I would appreciate the opportunity to meeting to discuss the topic further in person. Having an additional member of the staff present is a good idea.
…Additionally, though your presentation was modeled on “Echoes and Reflections” their website “strongly caution[s]” against role playing or simulated activities because “[s]ome young people might over-identify with the events of the Holocaust, be excited by the power of the Nazis, or demonstrate a morbid fascination for the suffering of the victims.”
Does Echoes and Reflections include examples of simulation activities that I can use with my students?
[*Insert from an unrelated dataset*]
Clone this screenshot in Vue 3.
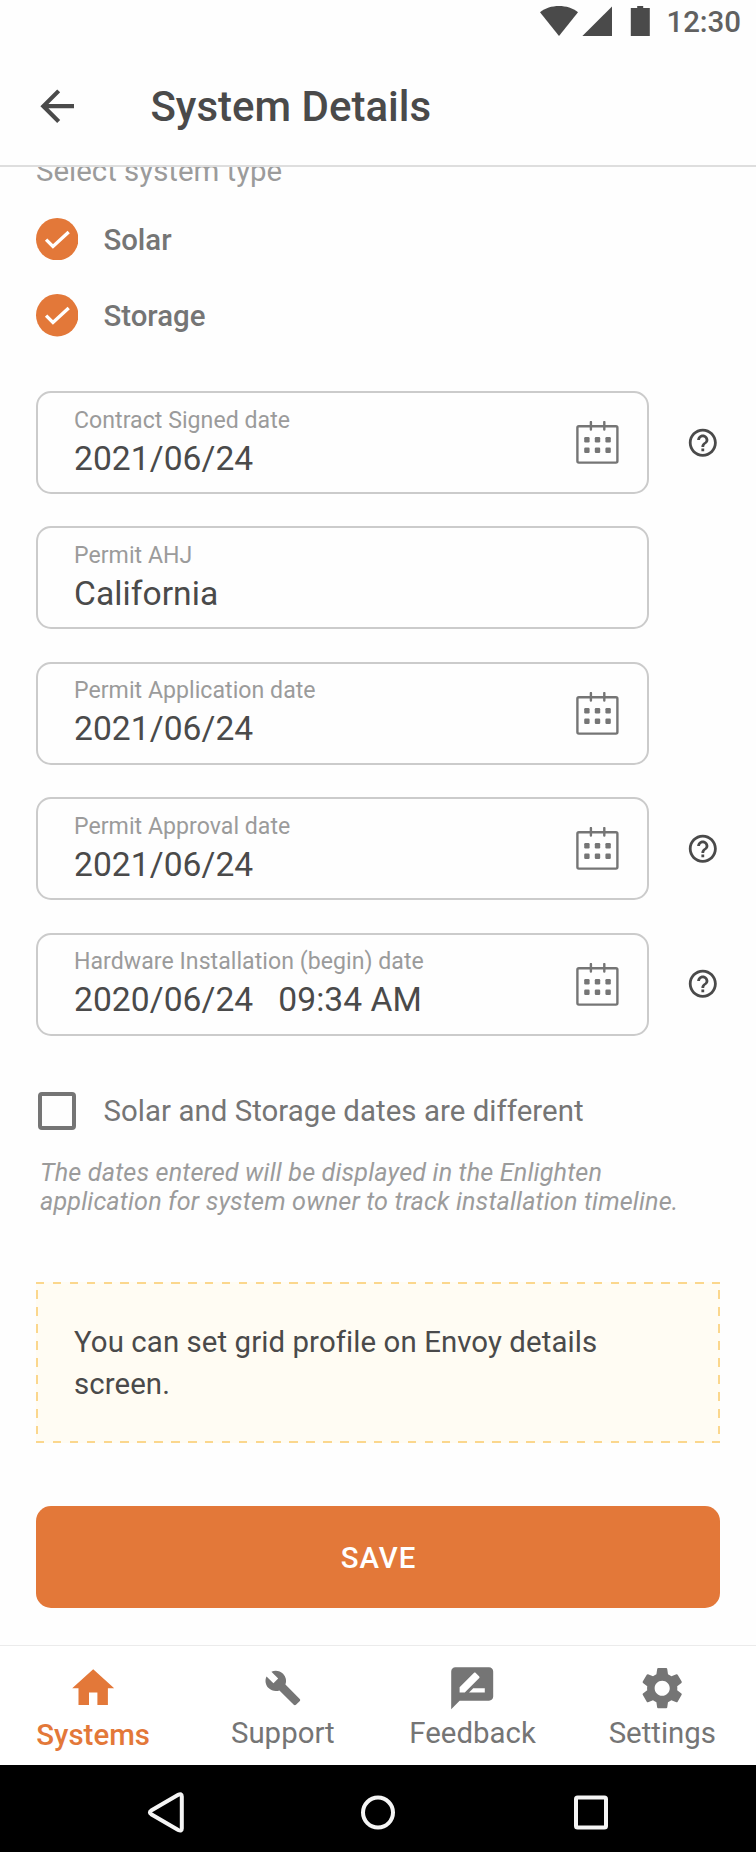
<template>
  <div class="screen">

    <!-- Android status bar -->
    <div class="status-bar">
      <svg class="status-icons" width="112" height="32" viewBox="0 0 112 32">
        <path d="M0 7.2C5 3 12 1 19 1s14 2 19 6.2L19 31z" />
        <path d="M42.4 31L72 1.4V31z" />
        <path d="M90.8 3h6.4V1h6v2h6.6v28h-19z" />
      </svg>
      <span class="clock">12:30</span>
    </div>

    <!-- App bar -->
    <header class="app-bar">
      <button class="back-btn" title="Back">
        <svg width="50.4" height="50.4" viewBox="0 0 24 24">
          <path d="M20 11H7.83l5.59-5.59L12 4l-8 8 8 8 1.41-1.41L7.83 13H20v-2z" />
        </svg>
      </button>
      <h1 class="title">System Details</h1>
    </header>

    <!-- Form, scrolled slightly under the app bar -->
    <main class="content">
      <p class="section-label">Select system type</p>

      <div class="types">
        <label v-for="type in systemTypes" :key="type" class="type-row">
          <svg width="42.4" height="42.4" viewBox="0 0 42 42">
            <circle cx="21" cy="21" r="21" fill="#e37839" />
            <path d="M10 21.4L16.8 28.2L32.4 13.8" fill="none" stroke="#fff" stroke-width="3.3" />
          </svg>
          <span>{{ type }}</span>
        </label>
      </div>

      <div class="fields">
        <div v-for="field in fields" :key="field.label" class="field-row">
          <div class="field">
            <div class="field-text">
              <span class="field-label">{{ field.label }}</span>
              <span class="field-value">
                <span>{{ field.value }}</span>
                <span v-if="field.time">{{ field.time }}</span>
              </span>
            </div>
            <svg v-if="field.calendar" class="calendar" width="43" height="43" viewBox="0 0 43 43">
              <rect x="1.4" y="5.2" width="40" height="36.4" rx="1.5" fill="none" stroke="#757575" stroke-width="2.4" />
              <path d="M14.9 1v7.6M28.3 1v7.6" stroke="#757575" stroke-width="2.4" stroke-linecap="round" />
              <g fill="#757575">
                <rect v-for="n in 6" :key="n" :x="8.2 + ((n - 1) % 3) * 10.6" :y="n > 3 ? 26.6 : 16" width="5.4" height="5.4" rx="1.2" />
              </g>
            </svg>
          </div>
          <svg v-if="field.help" width="33.6" height="33.6" viewBox="0 0 24 24">
            <path
              d="M11 18h2v-2h-2v2zm1-16C6.48 2 2 6.48 2 12s4.48 10 10 10 10-4.48 10-10S17.52 2 12 2zm0 18c-4.41 0-8-3.59-8-8s3.59-8 8-8 8 3.59 8 8-3.59 8-8 8zm0-14c-2.21 0-4 1.79-4 4h2c0-1.1.9-2 2-2s2 .9 2 2c0 2-3 1.75-3 5h2c0-2.25 3-2.5 3-5 0-2.21-1.79-4-4-4z"
              fill="#4a4a4a"
            />
          </svg>
        </div>
      </div>

      <label class="checkbox-row">
        <span class="checkbox"></span>
        <span>Solar and Storage dates are different</span>
      </label>

      <p class="hint">
        The dates entered will be displayed in the Enlighten<br />
        application for system owner to track installation timeline.
      </p>

      <div class="notice">You can set grid profile on Envoy details screen.</div>

      <button class="save-btn">SAVE</button>
    </main>

    <!-- Bottom tabs -->
    <nav class="tabs">
      <a v-for="tab in tabs" :key="tab.name" :class="['tab', { active: tab.active }]">
        <span class="tab-icon">
          <svg :width="tab.size" :height="tab.size" viewBox="0 0 24 24"><path :d="tab.icon" /></svg>
        </span>
        <span class="tab-name">{{ tab.name }}</span>
      </a>
    </nav>

    <!-- Android system buttons -->
    <div class="system-bar">
      <svg width="44" height="44" viewBox="0 0 44 44">
        <path d="M8.2 20.6L35.2 4.8Q38.8 3 38.8 6.4V38.4Q38.8 41.8 35.2 40L8.2 24.2Q5.6 22.4 8.2 20.6z" />
      </svg>
      <svg width="44" height="44" viewBox="0 0 44 44"><circle cx="22" cy="22.6" r="15" /></svg>
      <svg width="44" height="44" viewBox="0 0 44 44"><rect x="7" y="7.6" width="30" height="30" rx="1.6" /></svg>
    </div>

  </div>
</template>

<script setup>
const systemTypes = ['Solar', 'Storage']

const fields = [
  { label: 'Contract Signed date', value: '2021/06/24', calendar: true, help: true },
  { label: 'Permit AHJ', value: 'California' },
  { label: 'Permit Application date', value: '2021/06/24', calendar: true },
  { label: 'Permit Approval date', value: '2021/06/24', calendar: true, help: true },
  { label: 'Hardware Installation (begin) date', value: '2020/06/24', time: '09:34 AM', calendar: true, help: true },
]

// Icons are on a 24 x 24 grid
const tabs = [
  { name: 'Systems', active: true, size: 50.4, icon: 'M10 20v-6h4v6h5v-8h3L12 3 2 12h3v8z' },
  { name: 'Support', size: 37.8, icon: 'M22.7 19l-9.1-9.1c.9-2.3.4-5-1.5-6.9-2-2-5-2.4-7.4-1.3L9 6 6 9 1.6 4.7C.4 7.1.9 10.1 2.9 12.1c1.9 1.9 4.6 2.4 6.9 1.5l9.1 9.1c.4.4 1 .4 1.4 0l2.3-2.3c.5-.4.5-1.1.1-1.4z' },
  { name: 'Feedback', size: 50.4, icon: 'M20 2H4c-1.1 0-1.99.9-1.99 2L2 22l4-4h14c1.1 0 2-.9 2-2V4c0-1.1-.9-2-2-2zM6 14v-2.47l6.88-6.88c.2-.2.51-.2.71 0l1.77 1.77c.2.2.2.51 0 .71L8.47 14H6zm12 0h-7.5l2-2H18v2z' },
  { name: 'Settings', size: 50.4, icon: 'M19.14 12.94c.04-.3.06-.61.06-.94 0-.32-.02-.64-.07-.94l2.03-1.58c.18-.14.23-.41.12-.61l-1.92-3.32c-.12-.22-.37-.29-.59-.22l-2.39.96c-.5-.38-1.03-.7-1.62-.94l-.36-2.54c-.04-.24-.24-.41-.48-.41h-3.84c-.24 0-.43.17-.47.41l-.36 2.54c-.59.24-1.13.57-1.62.94l-2.39-.96c-.22-.08-.47 0-.59.22L2.74 8.87c-.12.21-.08.47.12.61l2.03 1.58c-.05.3-.09.63-.09.94s.02.64.07.94l-2.03 1.58c-.18.14-.23.41-.12.61l1.92 3.32c.12.22.37.29.59.22l2.39-.96c.5.38 1.03.7 1.62.94l.36 2.54c.05.24.24.41.48.41h3.84c.24 0 .44-.17.47-.41l.36-2.54c.59-.24 1.13-.56 1.62-.94l2.39.96c.22.08.47 0 .59-.22l1.92-3.32c.12-.22.07-.47-.12-.61l-2.01-1.58zM12 15.6c-1.98 0-3.6-1.62-3.6-3.6s1.62-3.6 3.6-3.6 3.6 1.62 3.6 3.6-1.62 3.6-3.6 3.6z' },
]
</script>

<style>
body { margin: 0; background: #fff; }
</style>

<style scoped>
.screen {
  width: 756px;
  height: 1852px;
  display: flex;
  flex-direction: column;
  overflow: hidden;
  background: #fefefe;
  color: #4a4a4a;
  font-family: Roboto, "Liberation Sans", sans-serif;
  font-size: 29.4px;
}
svg { display: block; flex-shrink: 0; }
p, h1 { margin: 0; }
button { border: none; background: none; padding: 0; font: inherit; }

/* Status bar */
.status-bar {
  height: 50px;
  flex-shrink: 0;
  display: flex;
  justify-content: flex-end;
  padding: 5px 15px 0 0;
  box-sizing: border-box;
}
.status-icons { fill: #4a4a4a; margin-right: 14px; }
.clock { color: #616161; font-weight: 500; line-height: 34px; }

/* App bar */
.app-bar {
  height: 117px;
  flex-shrink: 0;
  box-sizing: border-box;
  display: flex;
  align-items: center;
  padding: 0 32px;
  border-bottom: 2px solid #dedede;
}
.back-btn { fill: #4a4a4a; margin-top: -3px; }
.title { margin: -1px 0 0 68px; font-size: 42px; font-weight: 500; line-height: 50px; }

/* Form */
.content {
  height: 1478px;
  flex-shrink: 0;
  box-sizing: border-box;
  overflow: hidden;
  padding: 0 36px;
}
.section-label { margin-top: -13px; color: #9b9b9b; line-height: 35px; }
.types { display: flex; flex-direction: column; gap: 33.8px; margin-top: 29px; }
.type-row {
  display: flex;
  align-items: center;
  gap: 25px;
  height: 42.4px;
  color: #757575;
  font-weight: 500;
}
.type-row span { padding-top: 2px; }
.fields {
  display: flex;
  flex-direction: column;
  gap: 32.3px;
  margin: 54.4px 0 0 -0.5px;
}
.field-row { display: flex; align-items: center; gap: 37px; }
.field {
  width: 613.5px;
  height: 103.1px;
  flex-shrink: 0;
  box-sizing: border-box;
  display: flex;
  align-items: center;
  justify-content: space-between;
  padding: 0 28px 0 36.5px;
  border: 2px solid #cbcbcb;
  border-radius: 15px;
}
.field-text { display: flex; flex-direction: column; padding-top: 2px; }
.field-label { color: #9b9b9b; font-size: 23.1px; line-height: 30px; letter-spacing: 0.04px; }
.field-value {
  display: flex;
  gap: 25px;
  font-size: 33.6px;
  line-height: 46px;
  letter-spacing: 0.06px;
}

.checkbox-row {
  display: flex;
  align-items: center;
  gap: 27.5px;
  margin-top: 56.5px;
  padding-left: 2px;
  height: 38px;
  color: #757575;
  letter-spacing: 0.05px;
}
.checkbox {
  width: 38px; height: 38px;
  box-sizing: border-box;
  border: 4px solid #757575;
  border-radius: 4px;
}
.hint {
  margin: 27.5px 0 0 4px;
  color: #9b9b9b;
  font-size: 25.2px;
  font-style: italic;
  line-height: 29.4px;
  letter-spacing: 0.155px;
  white-space: nowrap;
}

/* Long dashes, so drawn with gradients rather than a dashed border */
.notice {
  --dash: #fbd78d;
  height: 161px;
  box-sizing: border-box;
  margin-top: 65.7px;
  padding: 39px 38px;
  line-height: 42px;
  letter-spacing: 0.09px;
  background:
    repeating-linear-gradient(90deg, var(--dash) 0 8.45px, transparent 8.45px 16.9px) 0 0 / 100% 2px no-repeat,
    repeating-linear-gradient(90deg, var(--dash) 0 8.45px, transparent 8.45px 16.9px) 0 100% / 100% 2px no-repeat,
    repeating-linear-gradient(transparent 0 8.47px, var(--dash) 8.47px 16.94px) 0 0 / 2px 100% no-repeat,
    repeating-linear-gradient(transparent 0 8.47px, var(--dash) 8.47px 16.94px) 100% 0 / 2px 100% no-repeat,
    #fffcf3;
}
.save-btn {
  width: 100%;
  height: 102px;
  margin-top: 63px;
  padding: 1px 0 0 1px;
  border-radius: 15px;
  background: #e37839;
  color: #fff;
  font-weight: 500;
  letter-spacing: 1px;
}

/* Bottom tabs */
.tabs {
  height: 119.5px;
  flex-shrink: 0;
  box-sizing: border-box;
  display: flex;
  margin: 0 -1.2px 0 -1.8px;
  border-top: 1px solid #ebebeb;
  background: #fff;
}
.tab {
  flex: 1;
  display: flex;
  flex-direction: column;
  align-items: center;
  padding-top: 17px;
  color: #757575;
  fill: #757575;
}
.tab-icon { height: 50.4px; display: flex; align-items: center; }
.tab-name { line-height: 36px; margin-top: 2px; }
.tab.active { color: #e37839; fill: #e37839; font-weight: 500; }
.tab.active .tab-name { margin-top: 4px; }

/* System buttons */
.system-bar {
  flex: 1;
  display: flex;
  align-items: flex-start;
  justify-content: space-between;
  padding: 25.5px 143px 0;
  background: #000;
}
.system-bar svg { fill: none; stroke: #f5f5f5; stroke-width: 4; }
</style>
No. Although empathetic activities such as simulations can be very effective techniques for interesting young people in history by highlighting human experience and responses to events in the past, we strongly caution teachers against their use when approaching a subject as sensitive and complex as the Holocaust. Some young people might over-identify with the events of the Holocaust, be excited by the power of the Nazis, or demonstrate a morbid fascination for the suffering of the victims. It may be useful, however, for students to take on the role of someone from a neutral country, responding to events: a journalist writing an article for a newspaper about the persecution of Jews; a concerned citizen writing to his or her political representative; or a campaigner trying to mobilize public opinion. Such activities can be good motivators and can also highlight a possible course of action that students can take about events that concern them in the world today.